We were so happy! We had such lofty expectations for Nigeria – for that country carved out of the African continent more by the topography of European power politics and self-interest than by any natural geography or cultural affinities within West Africa itself. Still, the tremendous natural wealth, backed by an apparently high education level and seemingly adequate infrastructure, gave us all the cause we needed to hold out high hopes for Nigeria’s future. Nigeria, with its western-patterned constitution and growing middle class must surely become the brightest of lights on the African Continent!

On that joyful day in 1960 we saw no hint of the profound underlying problems that would lead to a series of military power-grabs, as well as a civil war and cycles of ever-increasing criminal violence typified by the kidnapping this week of fifteen school children. We could not see then the patterns of unrestrained corruption that would affect every area of Nigerian life, would squander that nation’s resources and would siphon off its wealth into profligate lifestyles and European bank accounts – while the common condition of ordinary Nigerians has, in so many ways, become worse and worse.

Now, led by a president named Goodluck Jonathan, Nigeria celebrates her first fifty years of independence.

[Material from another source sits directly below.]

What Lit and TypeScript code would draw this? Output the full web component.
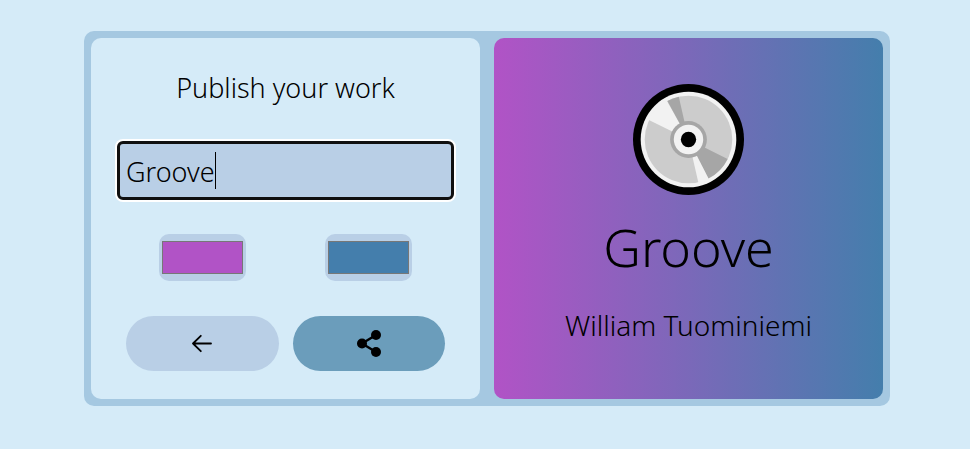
import { LitElement, html, css } from "lit";
import { customElement, state } from "lit/decorators.js";
import { styleMap } from "lit/directives/style-map.js";

@customElement("app-root")
export class AppRoot extends LitElement {
  @state() private title_ = "Groove";
  @state() private from = "#b153c6";
  @state() private to = "#447eac";

  static styles = css`
    :host {
      display: block;
      box-sizing: border-box;
      min-height: 100vh;
      padding: 31px 80px 43px 84px;
      background: #d5ebf8;
      color: #000;
      font-family: "Segoe UI", "Noto Sans", "Open Sans", sans-serif;
      font-size: 27px;
      font-weight: 350;
      line-height: 36px;
    }
    * {
      box-sizing: border-box;
    }
    .card {
      display: grid;
      grid-template-columns: 1fr 1fr;
      gap: 14px;
      padding: 7px;
      border-radius: 10px;
      background: #a5c8e1;
    }
    .panel {
      display: flex;
      flex-direction: column;
      border-radius: 10px;
    }
    .form {
      padding: 32px 26px 28px;
      background: #d5ebf8;
    }
    .heading {
      margin: 0;
      font: inherit;
      text-align: center;
    }
    .field {
      position: relative;
      margin-top: 35px;
    }
    .name {
      display: block;
      width: 100%;
      height: 59px;
      padding: 2px 6px 0;
      border: 3px solid #101010;
      border-radius: 6px;
      outline: none;
      box-shadow: 0 0 0 2px #fff;
      background: #b9cfe6;
      color: inherit;
      font: inherit;
    }
    .caret {
      position: absolute;
      left: 98px;
      top: 11px;
      width: 1px;
      height: 37px;
      background: #000;
    }
    .pair {
      display: grid;
      grid-template-columns: 1fr 1fr;
      gap: 14px;
      padding: 0 9px;
      justify-items: center;
    }
    .colors {
      margin-top: 34px;
    }
    .swatch {
      appearance: none;
      width: 87px;
      height: 47px;
      padding: 7px 3px;
      border: 0;
      border-radius: 10px;
      background: #b9cfe6;
    }
    .swatch::-webkit-color-swatch-wrapper {
      padding: 0;
    }
    .swatch::-webkit-color-swatch {
      border: 1px solid #777;
      border-radius: 0;
    }
    .actions {
      margin-top: 35px;
    }
    .button {
      display: flex;
      align-items: center;
      justify-content: center;
      width: 100%;
      height: 55px;
      padding: 0;
      border: 0;
      border-radius: 28px;
      background: #b9cfe6;
      color: inherit;
    }
    .share {
      background: #6b9dbb;
    }
    .preview {
      align-items: center;
      padding: 46px 20px 45px;
      text-align: center;
    }
    .disc {
      display: block;
    }
    .title {
      margin: 16px 0 0;
      font-size: 52px;
      font-weight: 350;
      line-height: 72px;
    }
    .author {
      margin: 24px 0 0;
      font-size: 28px;
    }
  `;

  render() {
    return html`
      <main class="card">
        <section class="panel form">
          <h1 class="heading">Publish your work</h1>
          <div class="field">
            <input
              class="name"
              type="text"
              aria-label="Title"
              .value=${this.title_}
              @input=${(e: Event) => (this.title_ = (e.target as HTMLInputElement).value)}
            />
            <span class="caret"></span>
          </div>
          <div class="pair colors">
            <input
              class="swatch"
              type="color"
              aria-label="Start colour"
              .value=${this.from}
              @input=${(e: Event) => (this.from = (e.target as HTMLInputElement).value)}
            />
            <input
              class="swatch"
              type="color"
              aria-label="End colour"
              .value=${this.to}
              @input=${(e: Event) => (this.to = (e.target as HTMLInputElement).value)}
            />
          </div>
          <div class="pair actions">
            <button class="button" type="button" aria-label="Back">
              <svg width="20" height="19" viewBox="0 0 20 19" fill="none" stroke="currentColor" stroke-width="1.8" stroke-linecap="round" stroke-linejoin="round">
                <path d="M19 9.5H1M8.8 1.8 1 9.5l7.8 7.7" />
              </svg>
            </button>
            <button class="button share" type="button" aria-label="Share">
              <svg width="24" height="27" viewBox="0 0 24 27">
                <path d="M19 5 5 13.5l14 8.5" fill="none" stroke="currentColor" stroke-width="2.4" />
                <circle cx="19" cy="5" r="5" />
                <circle cx="5" cy="13.5" r="5" />
                <circle cx="19" cy="22" r="5" />
              </svg>
            </button>
          </div>
        </section>
        <section
          class="panel preview"
          style=${styleMap({ background: `linear-gradient(to right, ${this.from}, ${this.to})` })}
        >
          <svg class="disc" width="111" height="111" viewBox="-166 -166 332 332" aria-hidden="true">
            <circle r="166" />
            <circle r="143" fill="#f2f2f2" />
            <circle r="131" fill="#ccc" />
            <path d="M0 0-120-59A134 134 0 0 1-65-117Z" fill="#f2f2f2" />
            <path d="M0 0-63-115A131 131 0 0 1-29-128Z" fill="#a6a6a6" />
            <path d="M0 0 117 58A131 131 0 0 1 59 117Z" fill="#a6a6a6" />
            <path d="M0 0 61 119A134 134 0 0 1 30 131Z" fill="#f2f2f2" />
            <circle r="55" fill="#a6a6a6" />
            <circle r="44" fill="#f2f2f2" />
            <circle r="23" />
          </svg>
          <h2 class="title">${this.title_}</h2>
          <p class="author">William Tuominiemi</p>
        </section>
      </main>
    `;
  }
}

In spite of her many troubles, Nigeria has much to celebrate. For one thing, she celebrates survival, even in the face of all her difficulties, and she celebrates the many achievements of her people as they have grown past their colonial inheritance and have created, for good or ill, their own institutions and history.

As we listen to the often-sad news from Nigeria, we who love her perhaps now pray more wisely than we used to, but we still pray for her, that she may yet fulfill her potential for greatness. May Nigeria yet become that bright light we have so long desired to see!

In the words of the original Nigerian National Anthem, "Nigeria, We Hail Thee!"